▸ THE TASK
Copy all lines in which the word "drawn" can be found.

▸ GIVEN MATERIAL

>>>

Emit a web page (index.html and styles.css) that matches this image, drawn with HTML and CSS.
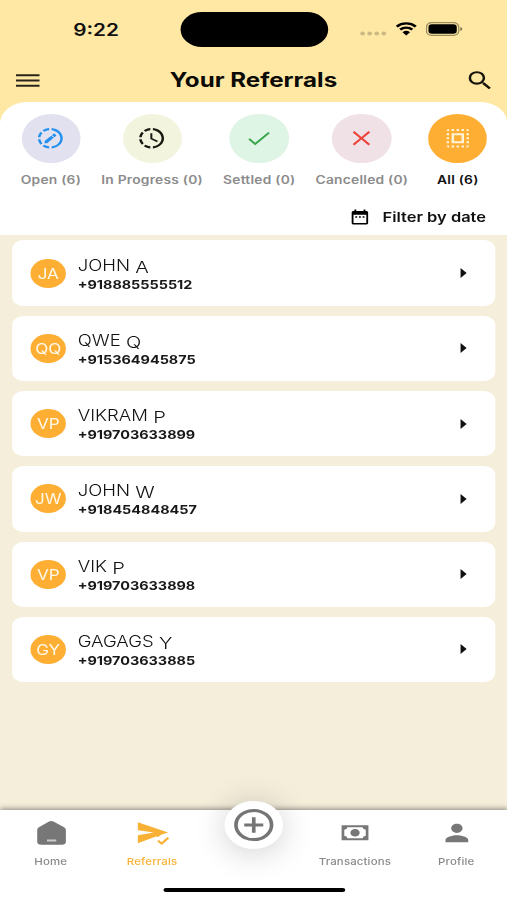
FILE: index.html
```html
<!DOCTYPE html>
<html lang="en">
<head>
<meta charset="utf-8">
<title>Your Referrals</title>
<link rel="stylesheet" href="styles.css">
</head>
<body>
<svg class="defs" width="0" height="0">
  <symbol id="ring" viewBox="0 0 24 24"><path d="M11 4.07V2.05c-2.01.2-3.84 1-5.32 2.21L7.1 5.69c1.11-.86 2.44-1.44 3.9-1.62zM5.69 7.1L4.26 5.68C3.05 7.16 2.25 8.99 2.05 11h2.02c.18-1.46.76-2.79 1.62-3.9zM4.07 13H2.05c.2 2.01 1 3.84 2.21 5.32l1.43-1.43c-.86-1.1-1.44-2.43-1.62-3.89zm1.61 6.74C7.16 20.95 9 21.75 11 21.95v-2.02c-1.46-.18-2.79-.76-3.9-1.62l-1.42 1.43zM22 12c0 5.16-3.92 9.42-8.95 9.95v-2.02C16.97 19.41 20 16.05 20 12s-3.03-7.41-6.95-7.93V2.05C18.08 2.58 22 6.84 22 12z"/></symbol>
  <symbol id="arrow" viewBox="0 0 24 24"><path d="M10 17l5-5-5-5v10z"/></symbol>
</svg>
<div class="phone">
  <header class="top">
    <div class="status">
      <span class="time">9:22</span>
      <span class="island"></span>
      <div class="signals">
        <svg class="dots" width="22" height="5" viewBox="0 0 22 5"><circle cx="2.2" cy="2.5" r="1.9"/><circle cx="8" cy="2.5" r="1.9"/><circle cx="13.8" cy="2.5" r="1.9"/><circle cx="19.6" cy="2.5" r="1.9"/></svg>
        <svg class="wifi" width="18" height="14" viewBox="0 0 18 14"><path d="M1.2 4.6a11.2 11.2 0 0 1 15.6 0M4 7.7a7.2 7.2 0 0 1 10 0" fill="none" stroke="#000" stroke-width="2.3"/><path d="M5.9 10.2a4.5 4.5 0 0 1 6.2 0L9 13.6z"/></svg>
        <svg class="battery" width="31" height="14" viewBox="0 0 31 14"><rect x=".6" y=".6" width="26.4" height="12.8" rx="4.2" fill="none" stroke="#000" stroke-opacity=".4" stroke-width="1.1"/><rect x="2.2" y="2.2" width="23.2" height="9.6" rx="2.8"/><path d="M28.3 5v4c1.2-.5 1.6-1.2 1.6-2s-.4-1.5-1.6-2z" opacity=".5"/></svg>
      </div>
    </div>
    <div class="appbar">
      <svg class="menu" width="25" height="25" viewBox="0 0 24 24"><path d="M3 18h18.500v-2H3v2zm0-5h18.500v-2H3v2zm0-7v2h18.500V6H3z"/></svg>
      <h1>Your Referrals</h1>
      <svg class="search" width="25" height="25" viewBox="0 0 24 24"><path d="M15.5 14h-.79l-.28-.27A6.471 6.471 0 0 0 16 9.5 6.5 6.5 0 1 0 9.5 16c1.61 0 3.09-.59 4.23-1.57l.27.28v.79l5 4.99L20.490 19l-4.990-5zm-6 0C7.010 14 5 11.990 5 9.500S7.010 5 9.500 5 14 7.010 14 9.500 11.990 14 9.500 14z"/></svg>
    </div>
  </header>
  <section class="filters">
    <div class="tabs">
      <div class="tab"><span class="disc open"><svg viewBox="0 0 24 24"><use href="#ring"/><path d="M7.400 14.800v2h2l5.300-5.200-2-2zM13.300 9l2 2 1.300-1.300c.3-.3.3-.7 0-1l-1-1c-.3-.3-.7-.3-1 0z"/></svg></span><span class="label">Open (6)</span></div>
      <div class="tab"><span class="disc progress"><svg viewBox="0 0 24 24"><use href="#ring"/><path d="M11 7.200h1.600v4.700l4.500 2.600-.8 1.400L11 12.800z"/></svg></span><span class="label">In Progress (0)</span></div>
      <div class="tab"><span class="disc settled"><svg viewBox="0 0 24 24"><path d="M9 16.400L4.700 12.100l-1.200 1.200L9 18.800 20.700 7.100 19.500 5.900z"/></svg></span><span class="label">Settled (0)</span></div>
      <div class="tab"><span class="disc cancelled"><svg viewBox="0 0 24 24"><path d="M19 6.300L17.700 5 12 10.700 6.300 5 5 6.300 10.700 12 5 17.700 6.300 19 12 13.300 17.700 19 19 17.700 13.300 12z"/></svg></span><span class="label">Cancelled (0)</span></div>
      <div class="tab active"><span class="disc all"><svg viewBox="0 0 24 24"><path d="M3 5h2V3c-1.100 0-2 .9-2 2zm0 8h2v-2H3v2zm4 8h2v-2H7v2zM3 9h2V7H3v2zm10-6h-2v2h2V3zm6 0v2h2c0-1.100-.9-2-2-2zM5 21v-2H3c0 1.100.9 2 2 2zm-2-4h2v-2H3v2zM9 3H7v2h2V3zm2 18h2v-2h-2v2zm8-8h2v-2h-2v2zm0 8c1.100 0 2-.9 2-2h-2v2zm0-12h2V7h-2v2zm0 8h2v-2h-2v2zm-4 4h2v-2h-2v2zm0-16h2V3h-2v2zM7 17h10V7H7v10zm2-8h6v6H9V9z"/></svg></span><span class="label">All (6)</span></div>
    </div>
    <div class="date">
      <svg width="18" height="18" viewBox="0 0 24 24"><path d="M9 11H7v2h2v-2zm4 0h-2v2h2v-2zm4 0h-2v2h2v-2zm2-7h-1V2h-2v2H8V2H6v2H5c-1.110 0-1.990.9-1.990 2L3 20c0 1.100.89 2 2 2h14c1.100 0 2-.9 2-2V6c0-1.100-.9-2-2-2zm0 16H5V9h14v11z"/></svg>
      <span>Filter by date</span>
    </div>
  </section>
  <main class="list">
    <article class="card"><span class="avatar">JA</span><div class="who"><p class="name">JOHN <b>A</b></p><p class="tel">+918885555512</p></div><svg class="go"><use href="#arrow"/></svg></article>
    <article class="card"><span class="avatar">QQ</span><div class="who"><p class="name">QWE <b>Q</b></p><p class="tel">+915364945875</p></div><svg class="go"><use href="#arrow"/></svg></article>
    <article class="card"><span class="avatar">VP</span><div class="who"><p class="name">VIKRAM <b>P</b></p><p class="tel">+919703633899</p></div><svg class="go"><use href="#arrow"/></svg></article>
    <article class="card"><span class="avatar">JW</span><div class="who"><p class="name">JOHN <b>W</b></p><p class="tel">+918454848457</p></div><svg class="go"><use href="#arrow"/></svg></article>
    <article class="card"><span class="avatar">VP</span><div class="who"><p class="name">VIK <b>P</b></p><p class="tel">+919703633898</p></div><svg class="go"><use href="#arrow"/></svg></article>
    <article class="card"><span class="avatar">GY</span><div class="who"><p class="name">GAGAGS <b>Y</b></p><p class="tel">+919703633885</p></div><svg class="go"><use href="#arrow"/></svg></article>
  </main>
  <nav class="nav">
    <div class="item"><svg width="26" height="28" viewBox="0 0 26 28"><path d="M11.200 2.500Q13 1.500 14.800 2.500L23.200 8Q25 9.200 25 11V22.500Q25 25.800 21.700 25.800H4.800Q1.500 25.800 1.500 22.500V11Q1.500 9.200 3.200 8z"/><path d="M9.500 20.600h7.600v1.900H9.500z" fill="#ccc"/></svg><span>Home</span></div>
    <div class="item on"><svg width="28" height="28" viewBox="0 0 28 28"><path d="M2 3.200L26.800 13.400 21 15.800 18.700 18 16.800 17.500 2 24.300V16.300L15 13.500 2 11.200z"/><path d="M18.500 21.600l3 3L27 18.800" fill="none" stroke="#f9b135" stroke-width="2"/></svg><span>Referrals</span></div>
    <div class="item"><span class="fab"><svg width="34" height="34" viewBox="0 0 34 34" fill="none" stroke="#757575" stroke-width="3"><circle cx="17" cy="17" r="14.600"/><path d="M17 9.200v15.600M9.200 17h15.600"/></svg></span></div>
    <div class="item"><svg width="24" height="28" viewBox="0 0 24 28"><path fill-rule="evenodd" d="M1 6.300h22v14.900H1zM5.800 8.200Q5.500 10.500 3.200 10.800V16.700Q5.500 17 5.800 19.300H18.200Q18.500 17 20.800 16.700V10.800Q18.500 10.500 18.200 8.200z"/><circle cx="12" cy="13.800" r="3.800"/></svg><span>Transactions</span></div>
    <div class="item"><svg width="29" height="28" viewBox="0 0 24 24"><path d="M12 12c2.210 0 4-1.790 4-4s-1.790-4-4-4-4 1.790-4 4 1.790 4 4 4zm0 2c-2.670 0-8 1.340-8 4v2h16v-2c0-2.660-5.330-4-8-4z"/></svg><span>Profile</span></div>
    <i class="home-bar"></i>
  </nav>
</div>
</body>
</html>
```
FILE: styles.css
```css
* { box-sizing: border-box; }
html, body { margin: 0; height: 900px; overflow: hidden; }
body { font-family: Inter, "Liberation Sans", sans-serif; background: #f5eedb; color: #111; }
.defs { position: absolute; }
svg { display: block; flex: none; }

.phone { width: 415.57px; height: 900px; transform: scaleX(1.22); transform-origin: 0 0; display: flex; flex-direction: column; }

.top { height: 122px; flex: none; background: #ffe8a3; }
.status { height: 58px; display: grid; grid-template-columns: 147.500px 121.500px 1fr; align-items: center; }
.time { font-size: 17px; font-weight: 600; padding-left: 60px; line-height: 20px; margin-top: 1px; }
.island { height: 35px; border-radius: 18px; background: #000; margin-top: 1px; }
.signals { display: flex; align-items: center; padding-left: 25.800px; }
.dots { fill: #cbb983; margin-top: 9px; }
.wifi { margin-left: 7px; }
.battery { margin-left: 7px; }
.appbar { height: 44px; display: flex; align-items: center; justify-content: space-between; padding: 0 10px; }
.appbar h1 { margin: 0; font-size: 19.800px; font-weight: 700; line-height: 24px; color: #0b0a06; }
.menu { fill: #28241a; }
.search { fill: #16140d; }

.filters { height: 133px; margin-top: -20px; flex: none; background: #fff; border-radius: 22px 22px 0 0; padding-top: 12px; }
.tabs { display: flex; gap: 16.500px; padding-left: 17px; height: 88px; }
.tab { display: flex; flex-direction: column; align-items: center; color: #8b8b8b; }
.disc { width: 48.300px; height: 48.500px; border-radius: 50%; display: grid; place-items: center; }
.disc svg { width: 24.500px; height: 24.500px; }
.open { background: #e1e1f0; fill: #2491ee; }
.progress { background: #f3f4de; fill: #191912; }
.settled { background: #def4e4; fill: #36a449; }
.cancelled { background: #f0e1e6; fill: #ec4238; }
.all { background: #fdae33; fill: #fff3d8; }
.label { font-size: 11.300px; font-weight: 600; line-height: 16px; margin-top: 9px; letter-spacing: .2px; white-space: nowrap; }
.active .label { color: #111; }
.date { display: flex; align-items: center; justify-content: flex-end; gap: 9.500px; padding-right: 17.200px; height: 28px; margin-top: 1px; font-size: 13.500px; font-weight: 600; }
.date svg { margin-top: -1px; }

.list { flex: 1; background: #f5eedb; display: flex; flex-direction: column; gap: 9.900px; padding: 5.400px 10px 0 10.300px; }
.card { height: 65.400px; flex: none; background: #fff; border-radius: 9px; display: flex; align-items: center; padding: 0 14px 0 14.500px; }
.avatar { width: 29.500px; height: 29px; border-radius: 50%; background: #fdae33; color: #fff8e8; font-size: 14px; display: grid; place-items: center; }
.who { flex: 1; margin-left: 9.400px; padding-top: 2px; }
.who p { margin: 0; white-space: nowrap; }
.name { font-size: 15.200px; font-weight: 300; line-height: 21px; color: #111; }
.name b { font-size: 16.500px; font-weight: 300; display: inline-block; line-height: 19px; transform: translateY(1.500px); }
.tel { font-size: 11.800px; font-weight: 700; line-height: 18px; color: #181818; }
.go { width: 24px; height: 24px; fill: #111; transform: translateX(-.500px); }

.nav { height: 90.500px; flex: none; position: relative; background: #fff; display: grid; grid-template-columns: repeat(5, 1fr); box-shadow: 0 -1px 5px rgba(0,0,0,.45); }
.item { display: flex; flex-direction: column; align-items: center; padding-top: 9px; fill: #777; color: #8a8a8a; font-size: 9.400px; font-weight: 500; letter-spacing: .12px; }
.item > span:not(.fab) { line-height: 14px; margin-top: 8px; }
.on { fill: #f9b135; color: #f9b135; }
.fab { width: 48.500px; height: 48.500px; margin-top: -18px; border-radius: 50%; background: #fff; display: grid; place-items: center; box-shadow: 0 3px 30px rgba(0,0,0,.2); }
.home-bar { position: absolute; left: 134px; bottom: 8px; width: 149px; height: 4.500px; border-radius: 3px; background: #000; }
```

<<<

▸ ANSWER IN FULL
Emit a web page (index.html and styles.css) that matches this image, drawn with HTML and CSS.

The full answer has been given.